Он предложил девушке сесть за любой стол, и она незамедлительно пошла к нашему. Холдену пришлось освобождать один стул, но он пошёл дальше и сел ко мне. Инесс опустила глаза, стараясь не смотреть на нас. Дэвид предложил ей представиться и рассказать о себе так же, как и мы в первый день.
– Меня зовут Инесс Монтгомери, мне 16 лет. Для начала я хотела бы извиниться перед всеми, кто здесь находиться. Я знаю, что причинила много боли, и я хотела бы всё исправить. Недавно я начала заниматься танцами, стараюсь отдать всю себя учёбе и подготовке к экзаменам. Но всё ещё не могу определиться с будущей профессией. Буду рада, если вы примите меня.
Все продолжали молчать, поэтому мистер Хопкинс решил начинать.
– Сегодня у нас по расписанию арт-терапия. Возьмите каждый по листочку, маркеров много, надеюсь, не подерётесь за них. Ваша задача – нарисовать свою проблему, боль или настроение. Я хочу, что бы вы изобразили то, что вызывает в вас сильные эмоции. Используйте ассоциации, фантазию. Это может быть что угодно, просто пятна, животные, пейзаж, какие-то образы. Можете начинать. Я буду рисовать с вами.
Дэвид сел за второй стол, за которым царила вполне непринуждённая атмосфера. А над нашим столом парило напряжение. Все молча принялись рисовать, изредка посматривая друг на друга.
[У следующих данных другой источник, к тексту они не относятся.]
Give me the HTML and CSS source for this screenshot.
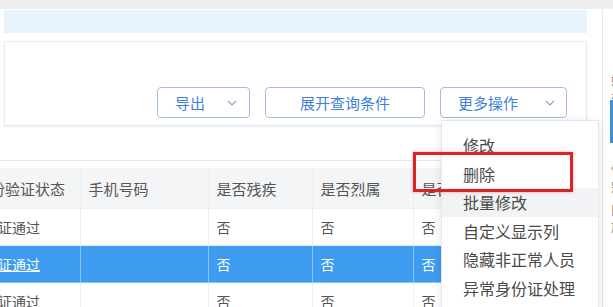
FILE: index.html
```html
<!DOCTYPE html>
<html lang="zh-CN">
<head>
    <meta charset="UTF-8">
    <meta name="viewport" content="width=device-width, initial-scale=1.0">
    <title>人员列表</title>
    <link rel="stylesheet" href="styles.css">
</head>
<body>
    <div class="topbar"></div>

    <div class="main">
        <div class="content">
            <div class="notice"></div>

            <div class="toolbar">
                <button class="btn">导出
                    <svg class="chevron" width="10" height="6" viewBox="0 0 10 6"><polyline points="1,1 5,5 9,1"/></svg>
                </button>
                <button class="btn btn-wide">展开查询条件</button>
                <div class="more">
                    <button class="btn btn-more">更多操作
                        <svg class="chevron" width="10" height="6" viewBox="0 0 10 6"><polyline points="1,1 5,5 9,1"/></svg>
                    </button>
                    <ul class="dropdown">
                        <li>修改</li>
                        <li>删除</li>
                        <li class="hover">批量修改</li>
                        <li>自定义显示列</li>
                        <li>隐藏非正常人员</li>
                        <li>异常身份证处理</li>
                    </ul>
                </div>
            </div>

            <div class="table-box">
                <table class="grid">
                    <colgroup>
                        <col class="c1"><col class="c2"><col class="c3"><col class="c4"><col class="c5"><col class="c6">
                    </colgroup>
                    <thead>
                        <tr>
                            <th>身份验证状态</th>
                            <th>手机号码</th>
                            <th>是否残疾</th>
                            <th>是否烈属</th>
                            <th>是否军人</th>
                            <th>备注</th>
                        </tr>
                    </thead>
                    <tbody>
                        <tr>
                            <td>验证通过</td><td></td><td>否</td><td>否</td><td>否</td><td></td>
                        </tr>
                        <tr class="selected">
                            <td><span class="link">验证通过</span></td><td></td><td>否</td><td>否</td><td>否</td><td></td>
                        </tr>
                        <tr>
                            <td>验证通过</td><td></td><td>否</td><td>否</td><td>否</td><td></td>
                        </tr>
                    </tbody>
                </table>
            </div>
        </div>

        <div class="side">
            <div class="side-line"></div>
            <div class="side-panel">
                <span class="side-text t1">姓名</span>
                <span class="side-tab"></span>
                <span class="side-text t2">性别</span>
                <span class="side-text t3">民族</span>
            </div>
        </div>
    </div>

    <div class="highlight"></div>
</body>
</html>
```

FILE: styles.css
```css
body {
    margin: 0;
    position: relative;
    width: 613px;
    height: 307px;
    overflow: hidden;
    background: #fff;
    font-family: "Noto Sans CJK SC", "Noto Sans", sans-serif;
    color: #555;
}
.topbar {
    height: 9px;
    background: #efefed;
}
.main {
    display: flex;
}
.content {
    width: 587px;
    flex-shrink: 0;
}
.notice {
    margin: 1px 0 0 4px;
    height: 23px;
    background: #e9f3fd;
}
.toolbar {
    margin: 8px 0 0 4px;
    height: 85px;
    box-sizing: border-box;
    border: 1px solid #e9eaec;
    padding: 45px 19px 0 0;
    display: flex;
    justify-content: flex-end;
    align-items: flex-start;
    gap: 15px;
    box-shadow: 0 1px 2px rgba(0, 0, 0, 0.07);
}
.btn {
    display: flex;
    align-items: center;
    height: 31px;
    padding: 0 12px 0 17px;
    border: 1px solid #9fbde6;
    border-radius: 4px;
    background: #fff;
    color: #3f7fd6;
    font-family: inherit;
    font-size: 15px;
    line-height: 1;
}
.btn .chevron {
    margin-left: 22px;
    fill: none;
    stroke: #87a4cf;
    stroke-width: 1.2;
}
.btn-wide {
    padding: 0 34px;
}
.btn-more {
    padding-right: 11px;
}
.btn-more .chevron {
    margin-left: 27px;
}
.more {
    position: relative;
}
.dropdown {
    position: absolute;
    top: 33px;
    left: 1px;
    width: 158px;
    box-sizing: border-box;
    margin: 0;
    padding: 10px 0;
    list-style: none;
    background: #fff;
    border: 1px solid #e4e7ed;
    box-shadow: 0 2px 10px rgba(0, 0, 0, 0.1);
    z-index: 2;
}
.dropdown li {
    height: 28.6px;
    line-height: 28.6px;
    padding-left: 21px;
    font-size: 16px;
    color: #4a4a4a;
    white-space: nowrap;
}
.dropdown li.hover {
    background: #f2f3f6;
}
.table-box {
    margin-top: 34px;
    border-top: 1px solid #e8e9ec;
    padding-top: 7px;
    overflow: hidden;
}
.grid {
    margin-left: -21px;
    border-collapse: collapse;
    table-layout: fixed;
    width: 644px;
    font-size: 14px;
}
.c1 { width: 101px; }
.c2 { width: 128px; }
.c3 { width: 104px; }
.c4 { width: 101px; }
.c5 { width: 110px; }
.c6 { width: 100px; }
.grid th,
.grid td {
    padding: 0 8px;
    text-align: left;
    white-space: nowrap;
    overflow: hidden;
    border-right: 1px solid #ebeef5;
    border-bottom: 1px solid #ebeef5;
}
.grid th {
    height: 40px;
    background: #f4f5f7;
    font-size: 15px;
    font-weight: normal;
    color: #555;
}
.grid th:first-child {
    padding-left: 0;
    text-indent: -4px;
}
.grid td:first-child {
    padding-left: 5px;
}
.grid td {
    height: 36px;
    color: #555;
}
.grid tr.selected td {
    background: #3d9bf0;
    color: #fff;
    border-color: #8cc3f5;
}
.link {
    text-decoration: underline;
}
.side {
    flex: 1;
    display: flex;
    padding-left: 15px;
}
.side-line {
    width: 1px;
    height: 298px;
    background: #f1e4e4;
}
.side-panel {
    flex: 1;
    position: relative;
    overflow: hidden;
}
.side-text {
    position: absolute;
    left: 8px;
    font-size: 12px;
    color: #777;
}
.t1 { top: 62px; }
.t2 { top: 152px; }
.t3 { top: 192px; }
.side-tab {
    position: absolute;
    left: 7px;
    top: 91px;
    width: 20px;
    height: 43px;
    background: #3d8fe0;
}
.highlight {
    position: absolute;
    left: 413px;
    top: 152px;
    width: 160px;
    height: 40px;
    box-sizing: border-box;
    border: 3px solid #d8232a;
    box-shadow: 0 0 3px rgba(200, 30, 30, 0.4);
    z-index: 3;
}
```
Я не понимала, как выразить свою боль в рисунке. Боковым зрением я видела, что Мэй рисует девушку, а Холден пытался изобразить бурю. Я даже не могла понять, что именно я чувствую. Осмотревшись вокруг, я решила нарисовать свой бесконечный ночной кошмар. Когда из-под движения карандаша начал появляться задуманный образ, мне стало тревожно. Я опять ощутила ту боль.
– Я думаю, большинство уже нарисовали, – Дэвид обернулся к нам, тем самым прекратив мой поток мыслей. – Теперь внимательно посмотрите на свой рисунок и подрисуйте то, что могло бы исправить вашу боль. Сделайте его ярче, дорисуйте что-либо или уберите.
– А мы будем показывать? – спросил Мэттью.
– Сделаем так, показывать будут те, кто захочет этого.
Все принялись дорисовывать. Мне хотелось, чтобы я успокоилась, чтобы пропала эта тревожность. Я заполнила свою рану цветами. Самыми разными – красивыми и яркими.
Дэвид решил показать нам свой рисунок, он был очень красивый. Мистер Хопкинс объяснил, что чувствует сегодня беспокойство, которое изобразил звенящим будильником, и подрисовал руку над ним, которая останавливает его звон.
Следом вышла Мэй. Она показала свою девушку, которой была она. Одна сторона девушки была яркой и весёлой, а другая грустной и мрачной. Мэй отказалась пояснять свой рисунок, объяснив это тем, что всё и так понятно. А на вопрос психолога о том, что могло бы помочь этой девушке, Мэй ответила, что не знает. Я видела, что это задание было ей не по душе, она совсем расстроилась.
Потом был Колин, показывающий одинокую игрушку на дне коробки, но потом он дорисовал ещё парочку игрушек.
Следом хотела идти я, но меня опередила Инесс. Она изобразила страх в виде мышки, за которой гонится кошка, но перед кошкой встаёт преграда в виде жилища мышки, в котором она прячется.
– Я изобразила свою боль. Это сломанные рёбра. Они мешают дышать. Чтобы они встали на место, я заполнила легкие цветами и теперь, боль отступила, а ребра не мешают.
Я быстро посмотрела на Шона, который улыбнулся мне. Я знала, что ему понравится мой рисунок.
– Ты смелая, Рейчел, – шепотом произнесла Мэй, когда я села на своё место. Я улыбнулась ей.
Больше никто не хотел показывать свои рисунки, поэтому Дэвид ещё немного поговорил о групповой терапии, о наших планах на неделю и отпустил.